| INSTRUCTION |
Skip the pictures and quote all of the lines exactly.

| RECORDED DATA |
>>>

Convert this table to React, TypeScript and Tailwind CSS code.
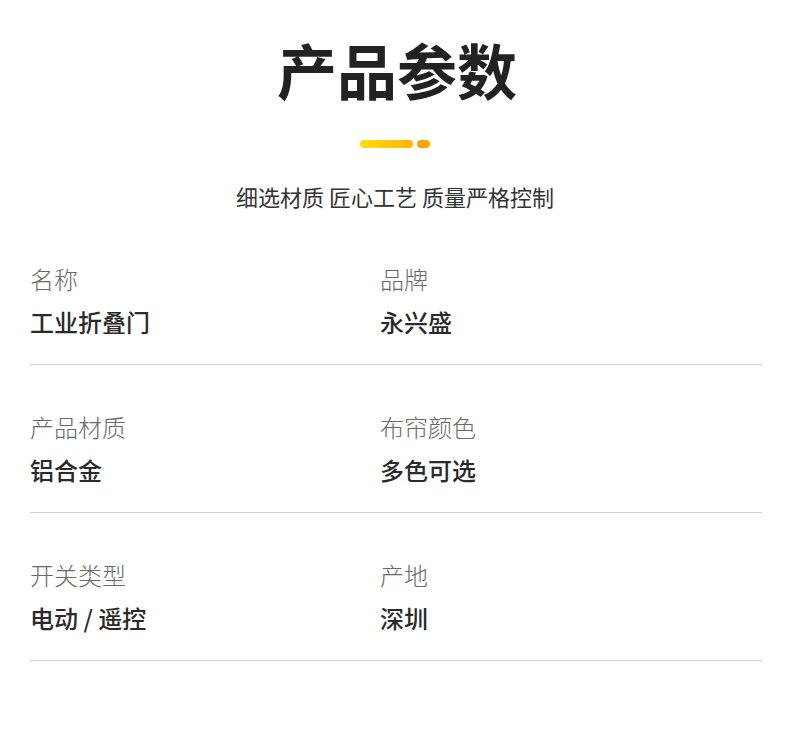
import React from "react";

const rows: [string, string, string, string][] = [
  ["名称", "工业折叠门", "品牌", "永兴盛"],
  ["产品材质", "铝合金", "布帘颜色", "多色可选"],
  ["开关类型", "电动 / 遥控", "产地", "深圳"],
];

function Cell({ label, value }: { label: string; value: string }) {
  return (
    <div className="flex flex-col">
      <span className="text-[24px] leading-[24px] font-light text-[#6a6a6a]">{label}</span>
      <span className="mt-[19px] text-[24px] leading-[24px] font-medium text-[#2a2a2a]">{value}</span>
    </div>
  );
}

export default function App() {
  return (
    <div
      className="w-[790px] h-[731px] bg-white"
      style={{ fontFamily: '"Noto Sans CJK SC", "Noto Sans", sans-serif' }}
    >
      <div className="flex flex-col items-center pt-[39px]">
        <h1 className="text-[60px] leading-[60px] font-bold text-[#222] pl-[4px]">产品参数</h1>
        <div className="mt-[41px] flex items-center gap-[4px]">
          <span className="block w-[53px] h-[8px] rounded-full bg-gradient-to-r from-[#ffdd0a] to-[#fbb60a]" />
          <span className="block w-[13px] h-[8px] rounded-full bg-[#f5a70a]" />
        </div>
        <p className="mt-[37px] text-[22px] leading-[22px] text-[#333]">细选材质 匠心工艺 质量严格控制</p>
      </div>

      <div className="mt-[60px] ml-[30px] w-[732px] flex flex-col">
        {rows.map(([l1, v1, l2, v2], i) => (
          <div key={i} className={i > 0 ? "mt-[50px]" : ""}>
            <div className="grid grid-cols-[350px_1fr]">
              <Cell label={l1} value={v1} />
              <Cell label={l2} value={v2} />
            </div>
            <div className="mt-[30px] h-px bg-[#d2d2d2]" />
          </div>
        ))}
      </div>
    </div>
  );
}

<<<

| EXERCISE OUTPUT |
Convert this table to React, TypeScript and Tailwind CSS code.
import React from "react";

const rows: [string, string, string, string][] = [
  ["名称", "工业折叠门", "品牌", "永兴盛"],
  ["产品材质", "铝合金", "布帘颜色", "多色可选"],
  ["开关类型", "电动 / 遥控", "产地", "深圳"],
];

function Cell({ label, value }: { label: string; value: string }) {
  return (
    <div className="flex flex-col">
      <span className="text-[24px] leading-[24px] font-light text-[#6a6a6a]">{label}</span>
      <span className="mt-[19px] text-[24px] leading-[24px] font-medium text-[#2a2a2a]">{value}</span>
    </div>
  );
}

export default function App() {
  return (
    <div
      className="w-[790px] h-[731px] bg-white"
      style={{ fontFamily: '"Noto Sans CJK SC", "Noto Sans", sans-serif' }}
    >
      <div className="flex flex-col items-center pt-[39px]">
        <h1 className="text-[60px] leading-[60px] font-bold text-[#222] pl-[4px]">产品参数</h1>
        <div className="mt-[41px] flex items-center gap-[4px]">
          <span className="block w-[53px] h-[8px] rounded-full bg-gradient-to-r from-[#ffdd0a] to-[#fbb60a]" />
          <span className="block w-[13px] h-[8px] rounded-full bg-[#f5a70a]" />
        </div>
        <p className="mt-[37px] text-[22px] leading-[22px] text-[#333]">细选材质 匠心工艺 质量严格控制</p>
      </div>

      <div className="mt-[60px] ml-[30px] w-[732px] flex flex-col">
        {rows.map(([l1, v1, l2, v2], i) => (
          <div key={i} className={i > 0 ? "mt-[50px]" : ""}>
            <div className="grid grid-cols-[350px_1fr]">
              <Cell label={l1} value={v1} />
              <Cell label={l2} value={v2} />
            </div>
            <div className="mt-[30px] h-px bg-[#d2d2d2]" />
          </div>
        ))}
      </div>
    </div>
  );
}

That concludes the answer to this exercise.